RE: Eivar - Hopefully this explanation from my notes will suffice. Do you think it sounds to implausible?

Traditionally, Adraean leaders were 'elected' (think Venetian Republic, rather than a modern democracy) and the word 'King' was never used, though the position was effectively hereditary and the leaders were kings in all but name. With the acquisition of new territory, the Adraean leaders began to take titles which expressed their dominion over the conquered lands, but were (almost always) careful never to create titles which referred to the Adraean Heartland itself - eventually these titles fell out of informal usage and the broader title of Emperor became popular.

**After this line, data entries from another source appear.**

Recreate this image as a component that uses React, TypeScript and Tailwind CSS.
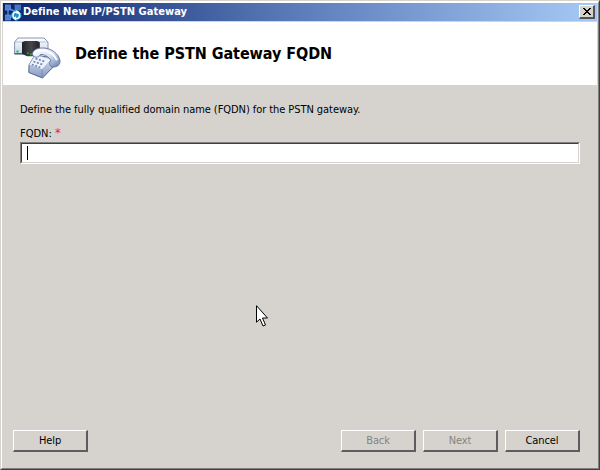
import type { ReactNode } from "react";

const font = "font-['DejaVu_Sans_Condensed','DejaVu_Sans',sans-serif] [font-stretch:condensed]";

function TopologyIcon() {
  return (
    <svg className="shrink-0" width="17" height="17" viewBox="0 0 17 17">
      <path d="M3 5v8M3 4l8 4M12 4L5 14" stroke="#5f8ad4" strokeWidth="1.4" fill="none" />
      <rect x="0.5" y="1" width="5" height="5" fill="#4c80d0" stroke="#6c9be0" strokeWidth=".7" />
      <rect x="10" y="1" width="5.5" height="5" fill="#4474c4" stroke="#5582cc" strokeWidth=".7" />
      <rect x="0.5" y="11" width="5" height="5" fill="#4a7fd0" stroke="#6c9be0" strokeWidth=".7" />
      <path d="M11.3 5.500l5 4v4l-5 3.500-5-3.500v-4z" fill="#1ba3d6" />
      <circle cx="11.300" cy="11.300" r="3.300" stroke="#fff" strokeWidth="1.500" fill="#1f8fc8" />
      <path d="M11.500 6l3 2.200-3 2.100zM11 12.300l-3 2.100 3 2.100z" fill="#fff" />
    </svg>
  );
}

function GatewayIcon() {
  return (
    <svg className="shrink-0" width="48" height="42" viewBox="0 0 48 42">
      <defs>
        <linearGradient id="box" x1="0" y1="0" x2="0" y2="1">
          <stop offset="0" stopColor="#ffffff" />
          <stop offset="1" stopColor="#c6d2ee" />
        </linearGradient>
        <linearGradient id="dark" x1="0" y1="0" x2="1" y2="0">
          <stop offset="0" stopColor="#202124" />
          <stop offset=".5" stopColor="#45474b" />
          <stop offset="1" stopColor="#222326" />
        </linearGradient>
        <linearGradient id="handset" x1="0" y1="0" x2="1" y2="1">
          <stop offset="0" stopColor="#ffffff" />
          <stop offset=".5" stopColor="#dce6f7" />
          <stop offset="1" stopColor="#627da9" />
        </linearGradient>
        <linearGradient id="front" x1="0" y1="0" x2="0" y2="1">
          <stop offset="0" stopColor="#dfe8f7" />
          <stop offset="1" stopColor="#8499c2" />
        </linearGradient>
      </defs>
      <path d="M.6 5L4 1h26l4 4v12H.6z" fill="url(#box)" stroke="#68789c" strokeWidth=".8" />
      <path d="M1 5h33" stroke="#9fadcc" strokeWidth=".7" />
      <path d="M.5 16.8h33" stroke="#304374" strokeWidth="1" />
      <rect x="2.5" y="13.5" width="2" height="2" fill="#18c62b" />
      <path d="M8 5.2l3-1.2h12l2.8 1.2v14H13l-5-2.5z" fill="url(#dark)" />
      <path d="M21 18L15 28l-.2 7.5L28.5 41 42 27l-2-6z" fill="url(#front)" stroke="#42577f" strokeWidth=".9" />
      <path d="M21 18l-6 10 13 4.5L38 22z" fill="#edf3fd" stroke="#899dc3" strokeWidth=".5" />
      <path d="M28 32.5V41" stroke="#7085b1" strokeWidth=".8" />
      <path d="M21.5 21.5l9 3M19.5 24.5l9 3M17.8 27.5l8.5 3" stroke="#7488b1" strokeWidth="1.8" strokeDasharray="2 1.6" />
      <path d="M18.5 18c-1-4 4-7 9-7 9-.7 18 6 18.500 13 .3 4-3 6-7 6-4-.5-4-4-2.500-6 1-2-6-7.500-10-6.500-2 3.500-6 3.500-8 .5z" fill="url(#handset)" stroke="#5c7199" strokeWidth=".9" />
      <path d="M21 15.500c7-5 18-.5 21.500 7" stroke="#fff" strokeWidth="1.800" fill="none" strokeLinecap="round" />
      <path d="M13 15.500h1.500V17H13zM16.200 16.500h1.500V18h-1.500z" fill="#17c832" />
    </svg>
  );
}

function DialogButton({ children, disabled = false }: { children: ReactNode; disabled?: boolean }) {
  return (
    <button
      disabled={disabled}
      className={`h-[22px] w-[75px] border-t border-l border-r-2 border-b-2 border-t-white border-l-white border-r-[#5f5b60] border-b-[#5f5b60] pt-px text-center text-[11px] leading-[18px] tracking-[-0.1px] ${disabled ? "text-[#858380]" : "text-black"}`}
    >
      {children}
    </button>
  );
}

export default function App() {
  return (
    <div className={`${font} relative flex h-[470px] w-[600px] flex-col overflow-hidden border-t border-l border-r border-b border-t-[#d6d3ce] border-l-[#d6d3ce] border-r-[#404040] border-b-[#404040] bg-[#d6d3ce] text-[11px] text-black`}>
      <div className="flex min-h-0 flex-1 flex-col border-t-2 border-l border-r border-b border-t-white border-l-white border-r-[#808080] border-b-[#808080]">
        <header className="mr-px ml-px flex h-[18px] shrink-0 items-center bg-linear-to-r/srgb from-[#0b246a] via-[#5c7dbb] to-[#a6caf5] pl-[2px]">
          <TopologyIcon />
          <span className="ml-px text-[11px] leading-[18px] font-bold tracking-[0.04px] whitespace-nowrap text-white">Define New IP/PSTN Gateway</span>
          <button aria-label="Close" className="mr-[2px] ml-auto flex h-[14px] w-[16px] items-center justify-center border-t border-l border-r-2 border-b-2 border-t-white border-l-white border-r-[#55515a] border-b-[#55515a] bg-[#d6d3ce]">
            <svg width="8" height="7" viewBox="0 0 8 7" shapeRendering="crispEdges">
              <path d="M0 0h2v1H0zM6 0h2v1H6zM1 1h2v1H1zM5 1h2v1H5zM2 2h4v1H2zM3 3h2v1H3zM2 4h4v1H2zM1 5h2v1H1zM5 5h2v1H5zM0 6h2v1H0zM6 6h2v1H6z" />
            </svg>
          </button>
        </header>
        <div className="mx-px mt-px flex h-[63px] shrink-0 items-center bg-white pl-[11px]">
          <div className="mt-[9px]"><GatewayIcon /></div>
          <h1 className="ml-[13px] pt-px text-[16px] leading-6 font-bold tracking-[-0.06px] whitespace-nowrap">Define the PSTN Gateway FQDN</h1>
        </div>
        <main className="flex flex-1 flex-col pr-[18px] pl-[18px]">
          <p className="mt-[17px] leading-4 tracking-[-0.065px] whitespace-nowrap">Define the fully qualified domain name (FQDN) for the PSTN gateway.</p>
          <label className="mt-2 h-4 leading-4">FQDN: <span className="text-[13px] leading-none text-[#f02030]">*</span></label>
          <div className="h-[22px] border border-t-[#808080] border-r-white border-b-white border-l-[#808080]">
            <div className="flex h-full items-center border border-t-[#404040] border-r-[#d6d3ce] border-b-[#d6d3ce] border-l-[#404040] bg-white pl-[5px]">
              <span className="h-[14px] w-px bg-black" />
            </div>
          </div>
        </main>
        <footer className="mb-[16px] flex gap-[7px] pr-[18px] pl-[11px]">
          <DialogButton>Help</DialogButton>
          <div className="flex-1" />
          <DialogButton disabled>Back</DialogButton>
          <DialogButton disabled>Next</DialogButton>
          <DialogButton>Cancel</DialogButton>
        </footer>
      </div>
      <svg className="pointer-events-none absolute top-[303px] left-[254px]" width="14" height="23" viewBox="0 0 14 23">
        <path d="M1.5 1.700v16.500l3.500-3.200 3 7 2.500-1-3-7h5z" fill="#fff" stroke="#000" strokeWidth="1" />
      </svg>
    </div>
  );
}
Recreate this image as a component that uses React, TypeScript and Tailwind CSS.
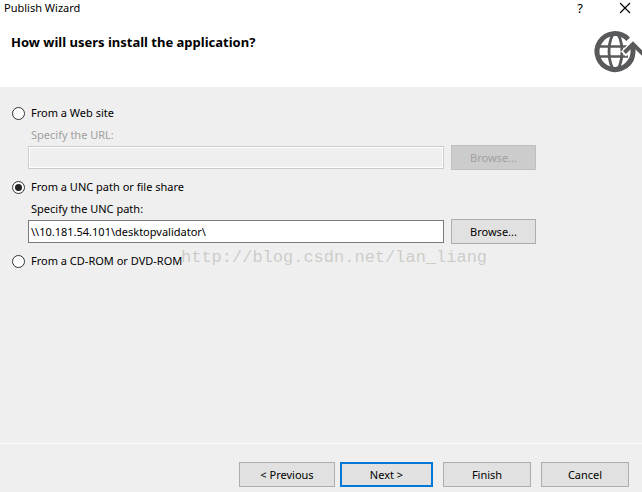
import { useState } from "react";
import type { ReactNode } from "react";

type Source = "web" | "unc" | "disc";

function PublishIcon() {
  return (
    <svg className="h-[46px] w-[50px] shrink-0" viewBox="0 0 50 46" fill="none" aria-hidden="true">
      <g stroke="#58595b">
        <path d="M6 16.5H36M6 26.5H36" strokeWidth="2.6" />
        <ellipse cx="23.5" cy="21.5" rx="6.5" ry="18" strokeWidth="2.8" />
        <path d="M36.2 9.3A18 18 0 1 0 41 21.5" strokeWidth="5" />
      </g>
      <path d="M31.5 24L41 14L52 25" stroke="white" strokeWidth="7" />
      <path d="M41 18V28" stroke="white" strokeWidth="8" />
      <path d="M41 14V22A18 18 0 0 1 33 36.5" stroke="#58595b" strokeWidth="5" />
      <path d="M32.5 22.5L41 14L51 24" stroke="#58595b" strokeWidth="4" />
    </svg>
  );
}

function SourceOption({
  value,
  selected,
  onSelect,
  children,
}: {
  value: Source;
  selected: Source;
  onSelect: (value: Source) => void;
  children: ReactNode;
}) {
  return (
    <label className="flex h-6 items-center gap-1.5">
      <input
        type="radio"
        name="source"
        checked={selected === value}
        onChange={() => onSelect(value)}
        className="grid size-[13px] appearance-none place-items-center rounded-full border border-[#333] bg-white before:size-[7px] before:rounded-full checked:before:bg-[#222]"
      />
      {children}
    </label>
  );
}

function PathField({
  id,
  label,
  value,
  onChange,
  disabled,
}: {
  id: string;
  label: string;
  value: string;
  onChange: (value: string) => void;
  disabled: boolean;
}) {
  return (
    <div className="mb-[5px] pl-4">
      <label htmlFor={id} className={`flex h-5 items-center pl-[3px] ${disabled ? "text-[#a0a0a0]" : ""}`}>
        {label}
      </label>
      <div className="flex items-center gap-[7px]">
        <input
          id={id}
          type="text"
          value={value}
          disabled={disabled}
          onChange={(event) => onChange(event.target.value)}
          className="h-[23px] min-w-0 flex-1 border border-[#7a7a7a] bg-white px-0.5 disabled:border-[#ccc] disabled:bg-[#efefef] disabled:inset-ring disabled:inset-ring-white"
        />
        <button
          type="button"
          disabled={disabled}
          className="h-[25px] w-[85px] border border-[#adadad] bg-[#e1e1e1] disabled:border-[#bfbfbf] disabled:bg-[#ccc] disabled:text-[#a0a0a0]"
        >
          Browse...
        </button>
      </div>
    </div>
  );
}

export default function App() {
  const [source, setSource] = useState<Source>("unc");
  const [url, setUrl] = useState("");
  const [path, setPath] = useState("\\\\10.181.54.101\\desktopvalidator\\");

  return (
    <div className="flex min-h-screen flex-col bg-[#efefef] font-['Noto_Sans',sans-serif] text-[11px] leading-4 text-black">
      <header className="bg-white pb-[11px]">
        <div className="flex h-4 items-center pr-[11px] pl-1">
          <span className="flex-1">Publish Wizard</span>
          <button type="button" aria-label="Help" className="mr-9 text-[13px] leading-4">
            ?
          </button>
          <button type="button" aria-label="Close">
            <svg className="size-3" viewBox="0 0 12 12" fill="none" stroke="black" aria-hidden="true">
              <path d="M1 1L11 11M11 1L1 11" strokeWidth="1.2" />
            </svg>
          </button>
        </div>
        <div className="flex justify-between pt-[14px] pl-[11px]">
          <h1 className="text-[13px] leading-6 font-bold">How will users install the application?</h1>
          <PublishIcon />
        </div>
      </header>

      <main className="relative flex-1 pt-[14px] pl-3">
        <div className="w-full max-w-[524px]">
          <SourceOption value="web" selected={source} onSelect={setSource}>
            From a Web site
          </SourceOption>
          <PathField id="url" label="Specify the URL:" value={url} onChange={setUrl} disabled={source !== "web"} />
          <SourceOption value="unc" selected={source} onSelect={setSource}>
            From a UNC path or file share
          </SourceOption>
          <PathField id="path" label="Specify the UNC path:" value={path} onChange={setPath} disabled={source !== "unc"} />
          <SourceOption value="disc" selected={source} onSelect={setSource}>
            From a CD-ROM or DVD-ROM
          </SourceOption>
        </div>
        <span className="pointer-events-none absolute top-[159px] left-[181px] font-['Liberation_Mono',monospace] text-[17px] leading-6 text-[#a0a096]/45">
          http://blog.csdn.net/lan_liang
        </span>
      </main>

      <footer className="flex justify-end border-t border-white pt-[18px] pr-[13px] pb-[5px]">
        <button type="button" className="mr-[5px] h-[25px] w-24 border border-[#adadad] bg-[#e1e1e1]">
          &lt; Previous
        </button>
        <button type="button" className="mr-2.5 h-[25px] w-[93px] border-2 border-[#0078d7] bg-[#e1e1e1]">
          Next &gt;
        </button>
        <button type="button" className="mr-2.5 h-[25px] w-[88px] border border-[#adadad] bg-[#e1e1e1]">
          Finish
        </button>
        <button type="button" className="h-[25px] w-[88px] border border-[#adadad] bg-[#e1e1e1]">
          Cancel
        </button>
      </footer>
    </div>
  );
}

However, Eivar is the latest in a handful of rulers who have claimed the title of King of Adraea, and (a testament to his leadership and power) the only one who has managed to make the people accept him as supreme sovereign, where previous rulers had always had their power checked by the Imperial Senate, the Guildhall (an association of the empire's most prestigious and influential guilds) or both. Eivar is the first ruler in Adraean history who has exercised almost total control over these institutions throughout the majority of his rule. There is no longer even the merest pretense that his successor will be someone other than one of his sons, Aedan or Conrad.

James Carmack
July 25th, 2007, 10:57 PM
I should've accounted for the variances in usage for different branches of the language. If the intransitive "shelter" is common usage in your neck of the woods, then there's no reason to change it on account of some bloody Yank's complaint. ^_^

I see what you're doing with Eivar now. Not entirely unlike the British sovereign from the heady days of the Empire. However, in the text, I recommend you refer to him by the title that's most often used, the exception being cases where your active lead has a reason to call him by something else (ex. someone who doesn't acknowledge his overarching claims to power simply referring to him as "the King", "King Eivar", etc.).